To be honest, a part of me feels it was a competition thing. Seperate companies were competing against each other. Once they merged, no more competition. If Enix was seperate like they used to i bet we would have waay more Dragon Quest and Star Ocean's and Grandia's coming out i feel. FFXIII didn't feel like FF to me, although a fun game with a fun battle system and good graphics, just felt like alot of the FF aspects were lost. FFXII was great though, then there's FFX remake, Square just seems to be kinda milking the series in a way now.
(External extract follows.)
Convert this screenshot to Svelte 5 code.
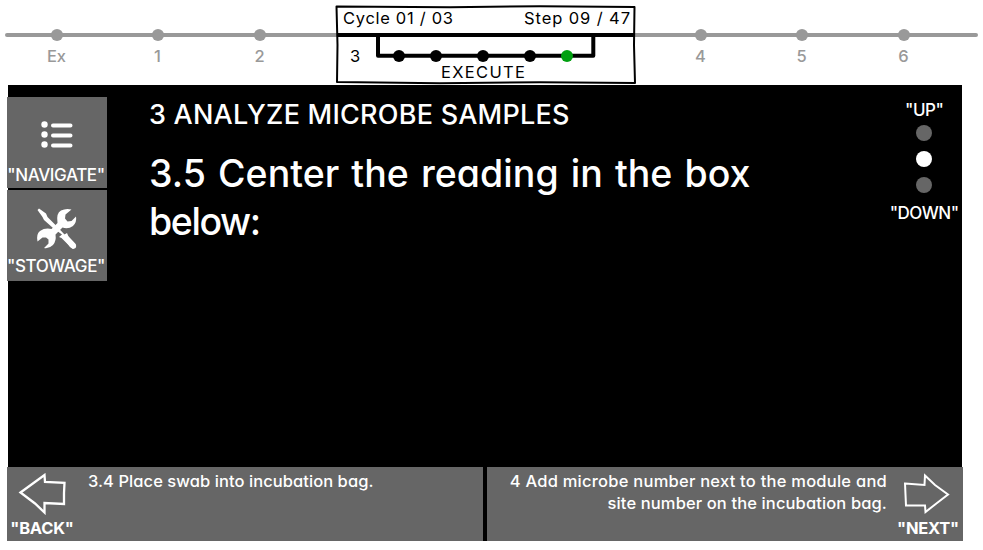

We can get FFX remake but NOT FF7 remake or even a true Chrono Trigger remake?! ok Square, whatever you say.:doh:


----------



## KHayes666 (Feb 18, 2012)

HeavyDuty24 said:


> To be honest, a part of me feels it was a competition thing. Seperate companies were competing against each other. Once they merged, no more competition. If Enix was seperate like they used to i bet we would have waay more Dragon Quest and Star Ocean's and Grandia's coming out i feel. FFXIII didn't feel like FF to me, although a fun game with a fun battle system and good graphics, just felt like alot of the FF aspects were lost. FFXII was great though, then there's FFX remake, Square just seems to be kinda milking the series in a way now. We can get FFX remake but NOT FF7 remake or even a true Chrono Trigger remake?! ok Square, whatever you say.:doh:



FF7 and Chrono Trigger were timeless classics, FFX is not (my opinion). Guess Square is thinking don't fix what ain't broken.


----------



## HeavyDuty24 (Feb 18, 2012)

KHayes666 said:


> FF7 and Chrono Trigger were timeless classics, FFX is not (my opinion). Guess Square is thinking don't fix what ain't broken.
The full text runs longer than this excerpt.